Lastly, an agency should be created that will monitor migrant domestic workers entering the UAE. A lack of accountability and implementation is the main cause of the abuse of the human rights of domestic workers. An agency should be responsible for supervising the working conditions; health, both mental and physical; and, basic worker rights, such as hourly rates and working hours. On January 22, 2018, the UAE announced that it is to set up an independent human rights committee, The Gulf Today reports. The committee will be built on the basis of the Paris Principles. Although this is a monumental announcement, to ensure the effectiveness of this agency, it should work closely with the United Nations and the International Labour Organization to ensure transparency and honesty.

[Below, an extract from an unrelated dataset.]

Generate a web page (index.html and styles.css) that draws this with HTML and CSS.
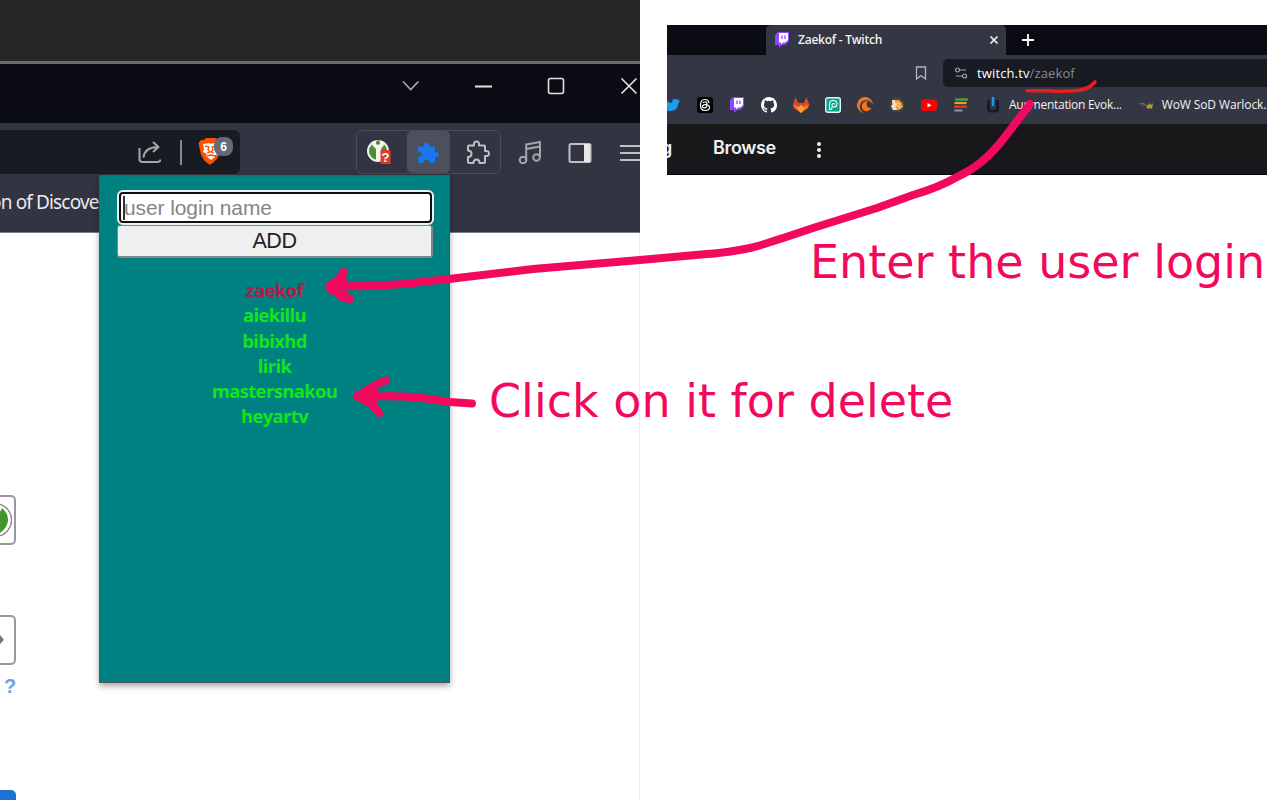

Obligatory quarterly reports should be produced as a method of tracking progress and if progress is made, the UAE should be rewarded by receiving praise and recognition.

The UAE has violated both domestic laws and international conventions which it has ratified. A substantial gap between practice and human rights norms exists, and changes must be made to ensure that every resident of the UAE is being cared for according to the UDHR. The experiences of domestic workers in the UAE often do not meet the standards of domestic laws, due to domestic workers not being recognized under the UAE’s labour laws, and non-traditional abuse experiences, such as poor living conditions, are not easily recognized as a human rights violation. Regardless, all forms of abuses are to a certain extent neglected by the UAE government. The UAE should take the opportunity to lead the region in developing a new attitude towards domestic workers; if this is achieved, the UAE is likely to be hailed the leader of the region and domestic workers will live both safely and contently.